In that context, why should a Jew stay in Russia instead of emigrating to Israel? Russia holds no future for Judaism, so far as a future depends upon the native resources of a vital present. Russia never valued the Jews and does not value us today. “But if not there, then where?” is a question easily answered. Israel wants the Russian Jews, needs them, values them, has placed a lien on the whole world of Jewry to help them settle within its borders. Israel offers them an entire menu of Judaisms for their taste. It can take Jews possessing nothing more than a vacant ethnic identification and turn them into joyful partners in the ongoing debate that defines the state and dignifies its people.
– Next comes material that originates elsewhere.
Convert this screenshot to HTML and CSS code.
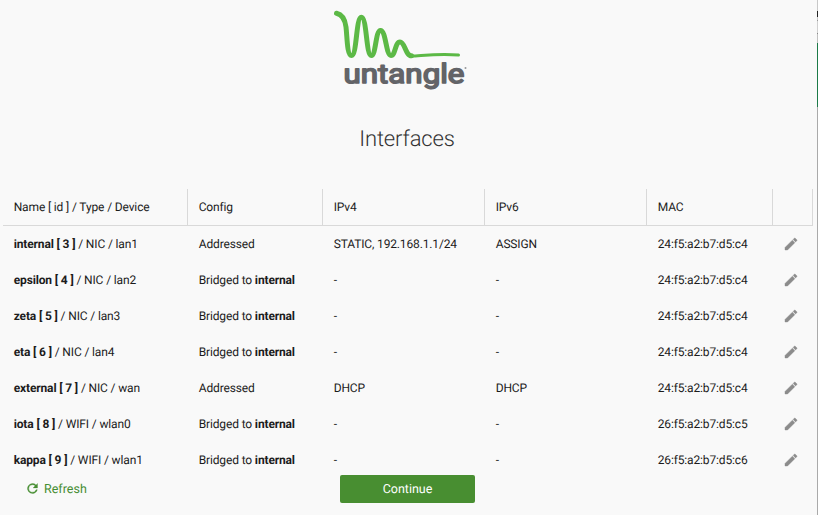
FILE: index.html
```html
<!DOCTYPE html>
<html lang="en">
<head>
<meta charset="utf-8">
<title>Interfaces</title>
<link rel="stylesheet" href="styles.css">
</head>
<body>
<svg class="defs" aria-hidden="true">
  <symbol id="pencil" viewBox="0 0 24 24"><path d="M3 17.25V21h3.75L17.81 9.94l-3.75-3.75L3 17.25zM20.71 7.04a1 1 0 0 0 0-1.41l-2.34-2.34a1 1 0 0 0-1.41 0l-1.83 1.83 3.75 3.75 1.83-1.83z"/></symbol>
</svg>
<main class="wizard">
  <header class="brand">
    <svg class="logo" width="150" height="100" viewBox="0 0 150 100">
      <path class="coil" d="M11.500 13.300C17 14.500 20 19 21 27C22.200 37 22 55.500 26.500 55.500C32 55.500 31 17.300 36.300 17.300C42 17.300 41 55.500 46.300 55.500C51 55.500 50.500 30.500 55.500 30.500C61 30.500 61 55.500 66 55.500C70.500 55.500 70 42 75 42C80 42 80.500 55.800 86.500 55.800"/>
      <path class="coil tail" d="M86.500 56C98 55.500 115 53.200 133.500 55"/>
      <text class="wordmark" x="18.500" y="83.300" textLength="121" lengthAdjust="spacingAndGlyphs">untangle</text>
      <circle class="mark" cx="140.500" cy="68" r="1"/>
    </svg>
  </header>
  <h1 class="title">Interfaces</h1>
  <table class="grid">
    <colgroup><col class="c-name"><col class="c-config"><col class="c-ip"><col class="c-ip"><col class="c-mac"><col class="c-edit"></colgroup>
    <thead><tr><th>Name [ id ] / Type / Device</th><th>Config</th><th>IPv4</th><th>IPv6</th><th>MAC</th><th></th></tr></thead>
    <tbody>
      <tr><td><b>internal [ 3 ]</b> / NIC / lan1</td><td>Addressed</td><td>STATIC, 192.168.1.1/24</td><td>ASSIGN</td><td>24:f5:a2:b7:d5:c4</td><td><svg class="edit"><use href="#pencil"/></svg></td></tr>
      <tr><td><b>epsilon [ 4 ]</b> / NIC / lan2</td><td>Bridged to <b>internal</b></td><td>-</td><td>-</td><td>24:f5:a2:b7:d5:c4</td><td><svg class="edit"><use href="#pencil"/></svg></td></tr>
      <tr><td><b>zeta [ 5 ]</b> / NIC / lan3</td><td>Bridged to <b>internal</b></td><td>-</td><td>-</td><td>24:f5:a2:b7:d5:c4</td><td><svg class="edit"><use href="#pencil"/></svg></td></tr>
      <tr><td><b>eta [ 6 ]</b> / NIC / lan4</td><td>Bridged to <b>internal</b></td><td>-</td><td>-</td><td>24:f5:a2:b7:d5:c4</td><td><svg class="edit"><use href="#pencil"/></svg></td></tr>
      <tr><td><b>external [ 7 ]</b> / NIC / wan</td><td>Addressed</td><td>DHCP</td><td>DHCP</td><td>24:f5:a2:b7:d5:c4</td><td><svg class="edit"><use href="#pencil"/></svg></td></tr>
      <tr><td><b>iota [ 8 ]</b> / WIFI / wlan0</td><td>Bridged to <b>internal</b></td><td>-</td><td>-</td><td>26:f5:a2:b7:d5:c5</td><td><svg class="edit"><use href="#pencil"/></svg></td></tr>
      <tr><td><b>kappa [ 9 ]</b> / WIFI / wlan1</td><td>Bridged to <b>internal</b></td><td>-</td><td>-</td><td>26:f5:a2:b7:d5:c6</td><td><svg class="edit"><use href="#pencil"/></svg></td></tr>
    </tbody>
  </table>
  <footer class="actions">
    <button class="refresh"><svg class="reload" viewBox="0 0 24 24"><path d="M17.650 6.350A8 8 0 1 0 19.730 14h-2.080A6 6 0 1 1 12 6c1.660 0 3.140.690 4.220 1.780L13 11h7V4l-2.350 2.350z"/></svg>Refresh</button>
    <button class="continue">Continue</button>
  </footer>
</main>
<div class="edge"></div>
</body>
</html>
```
FILE: styles.css
```css
* { box-sizing: border-box; }
body {
  margin: 0;
  height: 515px;
  overflow: hidden;
  display: flex;
  background: #f9f9f9;
  color: #1c1c1c;
  font-family: Roboto, "Liberation Sans", sans-serif;
  font-size: 12px;
  text-rendering: geometricPrecision;
}
.defs { display: none; }
.wizard { width: 817px; display: flex; flex-direction: column; }
.brand { height: 100px; padding-left: 325px; }
.logo { display: block; }
.coil { fill: none; stroke: #5cb946; stroke-width: 5; stroke-linecap: round; stroke-linejoin: round; }
.coil.tail { stroke-width: 3; }
.wordmark {
  font: 400 27px Roboto, sans-serif;
  fill: #636468;
  stroke: #636468;
  stroke-width: 1.6;
  stroke-linejoin: round;
}
.mark { fill: #97989b; }
.title {
  margin: 0;
  height: 89px;
  padding: 26px 3px 0 0;
  line-height: 28px;
  text-align: center;
  font-size: 22px;
  font-weight: 300;
  letter-spacing: -0.15px;
  color: #333;
}
.grid {
  width: 810px;
  margin-left: 3px;
  table-layout: fixed;
  border-collapse: separate;
  border-spacing: 0;
  letter-spacing: -0.14px;
}
.c-name { width: 185px; }
.c-config { width: 135px; }
.c-ip { width: 162px; }
.c-mac { width: 126px; }
.c-edit { width: 40px; }
th, td {
  height: 36px;
  padding: 0 0 0 10.7px;
  text-align: left;
  font-weight: 400;
  line-height: 16px;
  white-space: nowrap;
}
th { height: 37px; border-right: 1px solid #d9d9d9; border-bottom: 1px solid #d9d9d9; }
b { font-weight: 700; }
.edit { display: block; width: 16px; height: 16px; margin-left: -0.7px; fill: #8c8c8c; stroke: #8c8c8c; stroke-width: 0.6; }
.actions { display: flex; align-items: center; margin-top: -3px; height: 28px; }
button {
  display: flex;
  align-items: center;
  border: 0;
  padding: 0;
  background: none;
  font: 400 12.5px Roboto, sans-serif;
  text-rendering: inherit;
}
.refresh { width: 340px; padding-left: 25px; gap: 4px; color: #468d32; }
.reload { width: 15px; height: 15px; margin-bottom: 2px; fill: #468d32; stroke: #468d32; stroke-width: 0.5; }
.continue {
  width: 135px;
  height: 28px;
  justify-content: center;
  border-radius: 2px;
  background: #488e31;
  color: #fff;
}
.edge {
  width: 1px;
  background: linear-gradient(#c8c8c8 0 11px, #222 11px 17px, #c8c8c8 17px 20px, #999 20px 21px, #d0d0d0 21px 33px, #888 33px 34px, #c0c0c0 34px 43px, #1c7a48 43px 107px, #aaa 107px);
}
```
Then what of the United States? In the bitter American Jewish debate of the 1970’s on whether the resources of the Jewish community worldwide should be divided between emigrants to Israel and those to the United States, I took the view that, with scarce resources, we have rationally to allocate what we have by appealing to the public interest and not only to private preference. World Jewry has taken as its first priority the building of the Jewish state. Whatever resources we muster to help Jews find a better life should then flow to the building of the Jewish state. We also called into question the capacity of American Jews to explain to newcomers the wherefores and hows of being Jewish according to our model, which works in its context but in no other. Israel is the sole destination for those who turn to world Jewry for help, since only by devoting all scarce resources available for migrants to Israel can we accomplish our primary goal of building the Jewish state, our secondary goal of helping Jews to be Jewish, and the subsidiary one of helping Jews to improve their private lives.
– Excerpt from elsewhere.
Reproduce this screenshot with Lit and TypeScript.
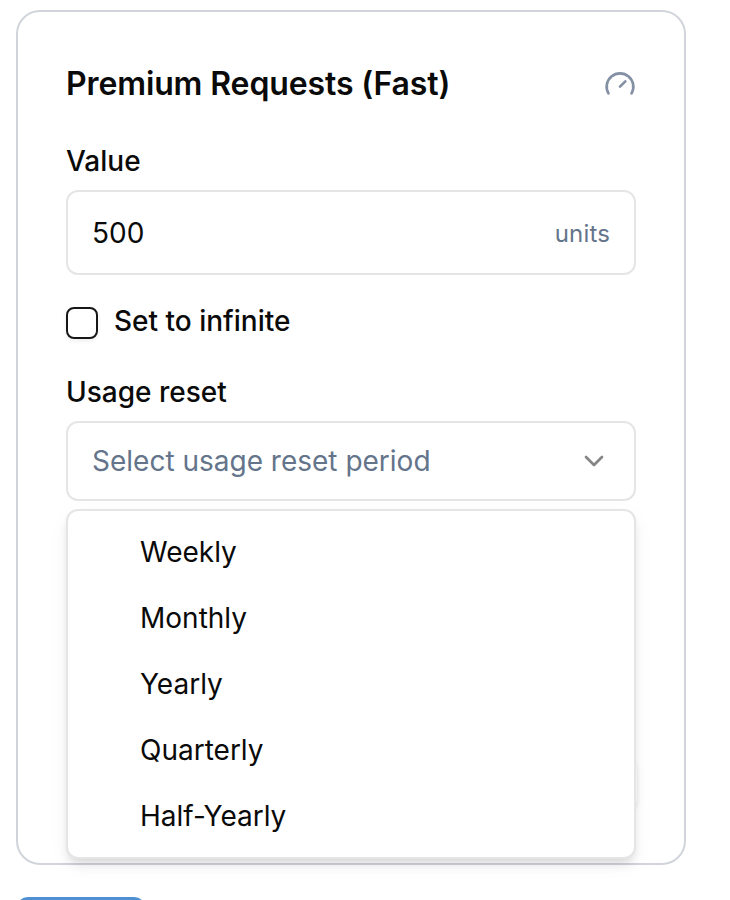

Today the same is so. But times have changed, both for the better and for the worse. Jews can legally leave Russia, and Israel is ready to receive them. Who would have dreamed? But anti-Semitism renews itself, and any explanation for the great hatred that appeals only to the economic crisis and ignores the deeply rooted Russian contempt for Jews and the Russian Orthodox Church’s deep loathing of Judaism is insufficient. Russian Jews not only can leave; for the sake of the future they should leave. Judaism has no future in Russia. Money spent on building Judaism there buys a dubious present and extends false hope. The only future that Jews in the former communist countries can hope for if they wish to live as Jews—and, I fear, if they wish to live at all—will take place in the state of Israel.